## What is required
Return all of the data exactly, with nothing left out but the pictures.

## Information provided

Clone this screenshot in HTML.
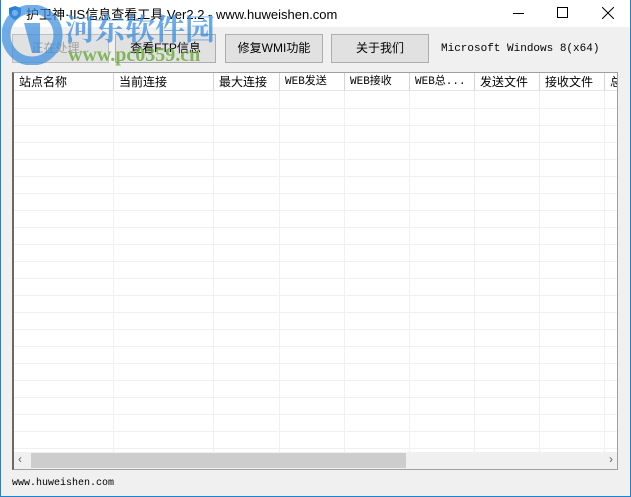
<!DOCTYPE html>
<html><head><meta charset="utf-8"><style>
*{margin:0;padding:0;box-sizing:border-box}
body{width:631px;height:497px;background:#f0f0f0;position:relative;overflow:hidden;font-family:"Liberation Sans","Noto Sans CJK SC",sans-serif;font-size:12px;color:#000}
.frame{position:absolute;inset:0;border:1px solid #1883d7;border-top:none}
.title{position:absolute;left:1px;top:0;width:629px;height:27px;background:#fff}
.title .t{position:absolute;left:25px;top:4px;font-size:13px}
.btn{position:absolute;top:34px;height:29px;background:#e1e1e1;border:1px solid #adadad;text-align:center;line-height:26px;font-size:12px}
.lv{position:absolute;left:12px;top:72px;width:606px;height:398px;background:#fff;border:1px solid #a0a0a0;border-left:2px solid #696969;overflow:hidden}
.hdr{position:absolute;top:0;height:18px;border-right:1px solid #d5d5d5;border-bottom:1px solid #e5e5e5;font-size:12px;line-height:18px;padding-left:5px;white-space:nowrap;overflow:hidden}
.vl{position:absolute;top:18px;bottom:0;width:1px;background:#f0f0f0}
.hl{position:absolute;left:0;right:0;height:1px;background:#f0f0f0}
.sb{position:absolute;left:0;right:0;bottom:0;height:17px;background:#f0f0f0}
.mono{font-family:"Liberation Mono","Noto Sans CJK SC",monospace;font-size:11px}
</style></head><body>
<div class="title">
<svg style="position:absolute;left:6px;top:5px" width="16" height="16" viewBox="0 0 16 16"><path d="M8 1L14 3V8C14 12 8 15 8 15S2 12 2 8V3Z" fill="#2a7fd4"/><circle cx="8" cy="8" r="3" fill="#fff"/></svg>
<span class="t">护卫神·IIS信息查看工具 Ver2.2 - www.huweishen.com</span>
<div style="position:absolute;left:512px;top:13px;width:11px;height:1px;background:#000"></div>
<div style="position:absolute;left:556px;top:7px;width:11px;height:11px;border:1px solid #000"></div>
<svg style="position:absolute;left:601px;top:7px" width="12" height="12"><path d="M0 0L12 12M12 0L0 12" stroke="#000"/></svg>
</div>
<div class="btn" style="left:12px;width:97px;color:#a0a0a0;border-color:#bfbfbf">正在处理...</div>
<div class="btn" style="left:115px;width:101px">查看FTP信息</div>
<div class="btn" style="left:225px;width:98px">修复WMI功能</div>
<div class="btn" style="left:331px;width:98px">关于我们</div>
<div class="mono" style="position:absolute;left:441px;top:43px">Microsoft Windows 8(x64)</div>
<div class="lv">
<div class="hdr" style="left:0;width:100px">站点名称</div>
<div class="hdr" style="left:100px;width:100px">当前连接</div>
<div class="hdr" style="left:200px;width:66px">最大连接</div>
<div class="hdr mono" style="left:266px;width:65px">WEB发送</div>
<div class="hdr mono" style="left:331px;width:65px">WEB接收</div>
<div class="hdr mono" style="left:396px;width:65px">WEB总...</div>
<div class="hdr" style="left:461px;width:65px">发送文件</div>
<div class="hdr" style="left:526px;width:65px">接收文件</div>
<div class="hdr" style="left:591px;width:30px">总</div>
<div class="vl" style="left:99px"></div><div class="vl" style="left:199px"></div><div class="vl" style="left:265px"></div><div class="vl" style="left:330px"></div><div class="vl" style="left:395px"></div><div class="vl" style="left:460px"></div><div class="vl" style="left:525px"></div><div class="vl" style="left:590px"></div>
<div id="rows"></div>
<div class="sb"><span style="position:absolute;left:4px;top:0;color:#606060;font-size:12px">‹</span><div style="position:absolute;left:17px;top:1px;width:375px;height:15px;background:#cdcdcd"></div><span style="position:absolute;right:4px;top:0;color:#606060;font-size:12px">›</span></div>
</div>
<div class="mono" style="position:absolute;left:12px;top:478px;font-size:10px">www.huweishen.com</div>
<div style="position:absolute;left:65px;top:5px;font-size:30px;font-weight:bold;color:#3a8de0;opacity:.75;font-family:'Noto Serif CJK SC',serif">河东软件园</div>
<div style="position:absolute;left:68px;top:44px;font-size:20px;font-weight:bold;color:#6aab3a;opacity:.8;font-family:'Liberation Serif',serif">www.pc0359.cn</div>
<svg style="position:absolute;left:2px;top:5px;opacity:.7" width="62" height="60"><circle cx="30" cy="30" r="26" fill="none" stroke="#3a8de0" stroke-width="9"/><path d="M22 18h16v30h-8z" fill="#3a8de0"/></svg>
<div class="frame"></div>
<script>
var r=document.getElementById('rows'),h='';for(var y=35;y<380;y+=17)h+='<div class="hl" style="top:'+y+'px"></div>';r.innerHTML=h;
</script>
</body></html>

## Result
Clone this screenshot in HTML.
<!DOCTYPE html>
<html><head><meta charset="utf-8"><style>
*{margin:0;padding:0;box-sizing:border-box}
body{width:631px;height:497px;background:#f0f0f0;position:relative;overflow:hidden;font-family:"Liberation Sans","Noto Sans CJK SC",sans-serif;font-size:12px;color:#000}
.frame{position:absolute;inset:0;border:1px solid #1883d7;border-top:none}
.title{position:absolute;left:1px;top:0;width:629px;height:27px;background:#fff}
.title .t{position:absolute;left:25px;top:4px;font-size:13px}
.btn{position:absolute;top:34px;height:29px;background:#e1e1e1;border:1px solid #adadad;text-align:center;line-height:26px;font-size:12px}
.lv{position:absolute;left:12px;top:72px;width:606px;height:398px;background:#fff;border:1px solid #a0a0a0;border-left:2px solid #696969;overflow:hidden}
.hdr{position:absolute;top:0;height:18px;border-right:1px solid #d5d5d5;border-bottom:1px solid #e5e5e5;font-size:12px;line-height:18px;padding-left:5px;white-space:nowrap;overflow:hidden}
.vl{position:absolute;top:18px;bottom:0;width:1px;background:#f0f0f0}
.hl{position:absolute;left:0;right:0;height:1px;background:#f0f0f0}
.sb{position:absolute;left:0;right:0;bottom:0;height:17px;background:#f0f0f0}
.mono{font-family:"Liberation Mono","Noto Sans CJK SC",monospace;font-size:11px}
</style></head><body>
<div class="title">
<svg style="position:absolute;left:6px;top:5px" width="16" height="16" viewBox="0 0 16 16"><path d="M8 1L14 3V8C14 12 8 15 8 15S2 12 2 8V3Z" fill="#2a7fd4"/><circle cx="8" cy="8" r="3" fill="#fff"/></svg>
<span class="t">护卫神·IIS信息查看工具 Ver2.2 - www.huweishen.com</span>
<div style="position:absolute;left:512px;top:13px;width:11px;height:1px;background:#000"></div>
<div style="position:absolute;left:556px;top:7px;width:11px;height:11px;border:1px solid #000"></div>
<svg style="position:absolute;left:601px;top:7px" width="12" height="12"><path d="M0 0L12 12M12 0L0 12" stroke="#000"/></svg>
</div>
<div class="btn" style="left:12px;width:97px;color:#a0a0a0;border-color:#bfbfbf">正在处理...</div>
<div class="btn" style="left:115px;width:101px">查看FTP信息</div>
<div class="btn" style="left:225px;width:98px">修复WMI功能</div>
<div class="btn" style="left:331px;width:98px">关于我们</div>
<div class="mono" style="position:absolute;left:441px;top:43px">Microsoft Windows 8(x64)</div>
<div class="lv">
<div class="hdr" style="left:0;width:100px">站点名称</div>
<div class="hdr" style="left:100px;width:100px">当前连接</div>
<div class="hdr" style="left:200px;width:66px">最大连接</div>
<div class="hdr mono" style="left:266px;width:65px">WEB发送</div>
<div class="hdr mono" style="left:331px;width:65px">WEB接收</div>
<div class="hdr mono" style="left:396px;width:65px">WEB总...</div>
<div class="hdr" style="left:461px;width:65px">发送文件</div>
<div class="hdr" style="left:526px;width:65px">接收文件</div>
<div class="hdr" style="left:591px;width:30px">总</div>
<div class="vl" style="left:99px"></div><div class="vl" style="left:199px"></div><div class="vl" style="left:265px"></div><div class="vl" style="left:330px"></div><div class="vl" style="left:395px"></div><div class="vl" style="left:460px"></div><div class="vl" style="left:525px"></div><div class="vl" style="left:590px"></div>
<div id="rows"></div>
<div class="sb"><span style="position:absolute;left:4px;top:0;color:#606060;font-size:12px">‹</span><div style="position:absolute;left:17px;top:1px;width:375px;height:15px;background:#cdcdcd"></div><span style="position:absolute;right:4px;top:0;color:#606060;font-size:12px">›</span></div>
</div>
<div class="mono" style="position:absolute;left:12px;top:478px;font-size:10px">www.huweishen.com</div>
<div style="position:absolute;left:65px;top:5px;font-size:30px;font-weight:bold;color:#3a8de0;opacity:.75;font-family:'Noto Serif CJK SC',serif">河东软件园</div>
<div style="position:absolute;left:68px;top:44px;font-size:20px;font-weight:bold;color:#6aab3a;opacity:.8;font-family:'Liberation Serif',serif">www.pc0359.cn</div>
<svg style="position:absolute;left:2px;top:5px;opacity:.7" width="62" height="60"><circle cx="30" cy="30" r="26" fill="none" stroke="#3a8de0" stroke-width="9"/><path d="M22 18h16v30h-8z" fill="#3a8de0"/></svg>
<div class="frame"></div>
<script>
var r=document.getElementById('rows'),h='';for(var y=35;y<380;y+=17)h+='<div class="hl" style="top:'+y+'px"></div>';r.innerHTML=h;
</script>
</body></html>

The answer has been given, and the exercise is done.